In relational database design, a primary key is a key used to uniquely identify each row in a table. A primary key comprises a single column or a set of columns. No two distinct rows in a table can have the same value (or combination of values) in those columns. Only one primary key can be in a table.
The values in a primary key are not allowed to be NULL.
Primary keys can be referenced by foreign keys.
In the context of relational databases, a foreign key is a referential constraint between two tables. The foreign key identifies a column or a set of columns in one (referencing) table that refers to a column or a set of columns in another (referenced) table.
The columns in the referencing table must be the primary key or another candidate key in the referenced table. The values in one row of the referencing columns must occur in a single row in the referenced table. Thus, a row in the referencing table cannot contain values that don't exist in the referenced table (except potentially NULL).

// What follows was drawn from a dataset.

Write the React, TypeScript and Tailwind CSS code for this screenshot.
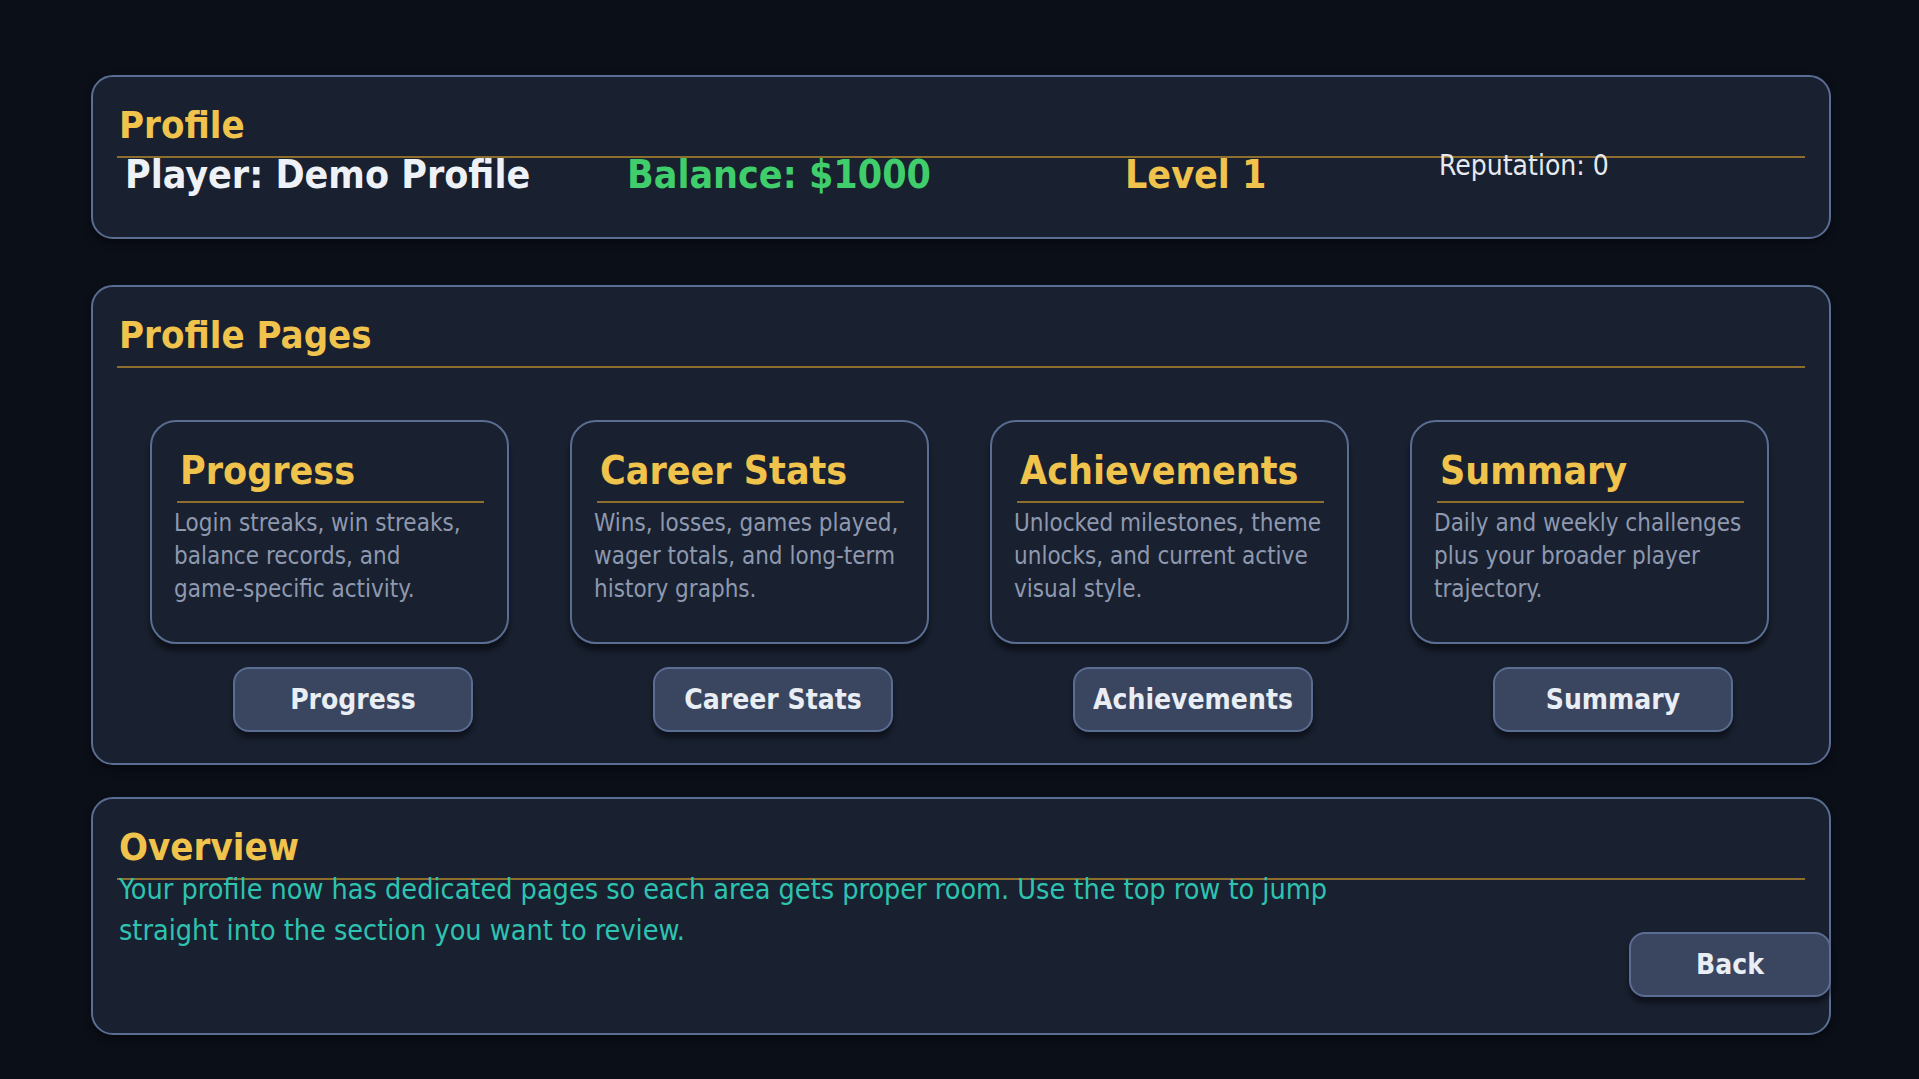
const font = "font-['DejaVu_Sans_Condensed','DejaVu_Sans',sans-serif] font-stretch-condensed";

const pages = [
  {
    title: "Progress",
    text: (
      <>
        Login streaks, win streaks, balance records, and <span className="whitespace-nowrap">game-specific</span> activity.
      </>
    ),
  },
  {
    title: "Career Stats",
    text: <>Wins, losses, games played, wager totals, and long-term history graphs.</>,
  },
  {
    title: "Achievements",
    text: <>Unlocked milestones, theme unlocks, and current active visual style.</>,
  },
  {
    title: "Summary",
    text: <>Daily and weekly challenges plus your broader player trajectory.</>,
  },
];

function PanelTitle({ children }: { children: string }) {
  return (
    <div>
      <h2 className="ml-[2px] text-[38px] leading-none font-bold text-[#efc34c]">{children}</h2>
      <div className="mt-[12px] h-[2px] bg-[#8d6e2c]" />
    </div>
  );
}

function GameButton({
  label,
  width = "w-[240px]",
  className = "",
}: {
  label: string;
  width?: string;
  className?: string;
}) {
  return (
    <button
      className={`flex h-[65px] items-center justify-center rounded-[16px] border-2 border-[#5b6d92] bg-[#3a4560] text-[28px] font-bold text-[#e9edf4] shadow-[0_6px_5px_rgba(5,8,14,0.55)] ${width} ${className}`}
    >
      {label}
    </button>
  );
}

export default function App() {
  return (
    <div className={`min-h-screen bg-[#0b0f18] pt-[75px] pr-[88px] pl-[91px] ${font}`}>
      {/* header panel */}
      <section className="h-[164px] rounded-[22px] border-2 border-[#5a6d93] bg-[#19202f] px-[24px] pt-[29px] shadow-[0_4px_8px_rgba(0,0,0,0.45)]">
        <PanelTitle>Profile</PanelTitle>
        <div className="-mt-[3px] flex items-start pl-[8px] text-[39px] leading-none font-bold">
          <span className="w-[502px] text-[#eef1f6]">Player: Demo Profile</span>
          <span className="w-[498px] text-[#3fce6b]">Balance: $1000</span>
          <span className="w-[314px] text-[#efc34c]">Level 1</span>
          <span className="-mt-[3px] text-[28px] font-normal text-[#e6e9f0]">Reputation: 0</span>
        </div>
      </section>

      {/* pages panel */}
      <section className="mt-[46px] h-[480px] rounded-[22px] border-2 border-[#5a6d93] bg-[#19202f] px-[24px] pt-[29px] shadow-[0_4px_8px_rgba(0,0,0,0.45)]">
        <PanelTitle>Profile Pages</PanelTitle>
        <div className="mt-[52px] ml-[33px] flex gap-[61px]">
          {pages.map((p) => (
            <div key={p.title} className="flex w-[359px] flex-col">
              <div className="h-[224px] rounded-[26px] border-2 border-[#5a6d93] bg-[#19202f] pt-[29px] pr-[23px] pl-[25px] shadow-[0_7px_5px_rgba(5,8,14,0.6)]">
                <h3 className="ml-[3px] text-[39px] leading-none font-bold text-[#efc34c]">{p.title}</h3>
                <div className="mt-[11px] h-[2px] bg-[#8d6e2c]" />
                <p className="mt-[4px] -ml-[3px] text-[24px] leading-[33px] text-[#8e99b0]">{p.text}</p>
              </div>
              <GameButton label={p.title} className="mt-[23px] ml-[83px]" />
            </div>
          ))}
        </div>
      </section>

      {/* overview panel */}
      <section className="mt-[32px] h-[238px] rounded-[22px] border-2 border-[#5a6d93] bg-[#19202f] pt-[29px] pl-[24px] shadow-[0_4px_8px_rgba(0,0,0,0.45)]">
        <div className="mr-[24px]">
          <PanelTitle>Overview</PanelTitle>
        </div>
        <div className="-mt-[11px] flex items-start justify-between">
          <p className="ml-[2px] w-[1250px] text-[28.5px] leading-[41px] text-[#2ec3b1]">
            Your profile now has dedicated pages so each area gets proper room. Use the top row to jump
            straight into the section you want to review.
          </p>
          <GameButton label="Back" width="w-[202px]" className="mt-[63px] -mr-[2px]" />
        </div>
      </section>
    </div>
  );
}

This way, references can be made to link information together, which is an essential part of database normalization. Multiple rows in the referencing table may refer to the same row in the referenced table. Most of the time, it reflects one master or referenced table to many child or referencing table relationships.
The referencing and referenced table may be the same table, i.e. the foreign key refers back to the same table. A foreign key is known in SQL:2003 as self-referencing or recursive foreign key.
A table may have multiple foreign keys, and each foreign key can have a different referenced table. Each foreign key is enforced independently by the database system. Therefore, cascading relationships between tables can be established using foreign keys.
Improper foreign key/primary key relationships (or not enforcing those relationships) are often the source of database and data modeling problems.